The new strategy they lay out goes far deeper and takes a far longer view.
“In the past we fought for our rights in Israel, but today we are focusing our activities on changing the situation in the countries from which we came,” Tishome explains. “It’s a solution for the root of the problem, to improve the situation in your home country and then go back to live there with your people.”
In the past we fought for our rights in Israel; today we’re focusing on changing the situation in the countries we came from.
But Tishome insists that the change in strategy is not a response to, or a result of the difficult conditions faced by asylum seekers in Israel. “People in Canada and Europe who have refugee status are also fighting to change the situation in Eritrea.”
As 10 p.m. approaches the asylum seekers outside the detention center’s gates prepare to go back inside for roll call. The owners of the makeshift restaurants clean their dishes and wooden tables.
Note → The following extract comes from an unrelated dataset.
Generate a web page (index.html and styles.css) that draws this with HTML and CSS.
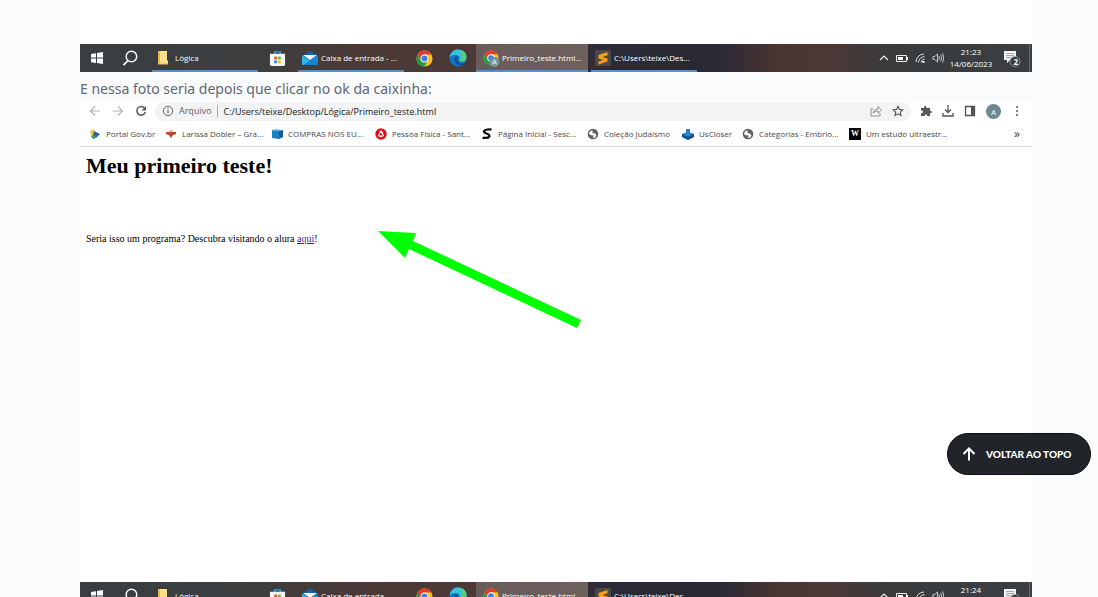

Jack and Tishome finish up their Sudanese meat stew, vegetables and flatbread. “The food inside is always either too salty or not cooked enough,” Jack says.
“I’m optimistic because that is how god made us,” Tishome says when I ask how they survive inside the detention center. “The fact that we have hope allows us to survive, because I have hope that tomorrow will be better. If you believe that you’re going to die tomorrow, you’ll never act today.”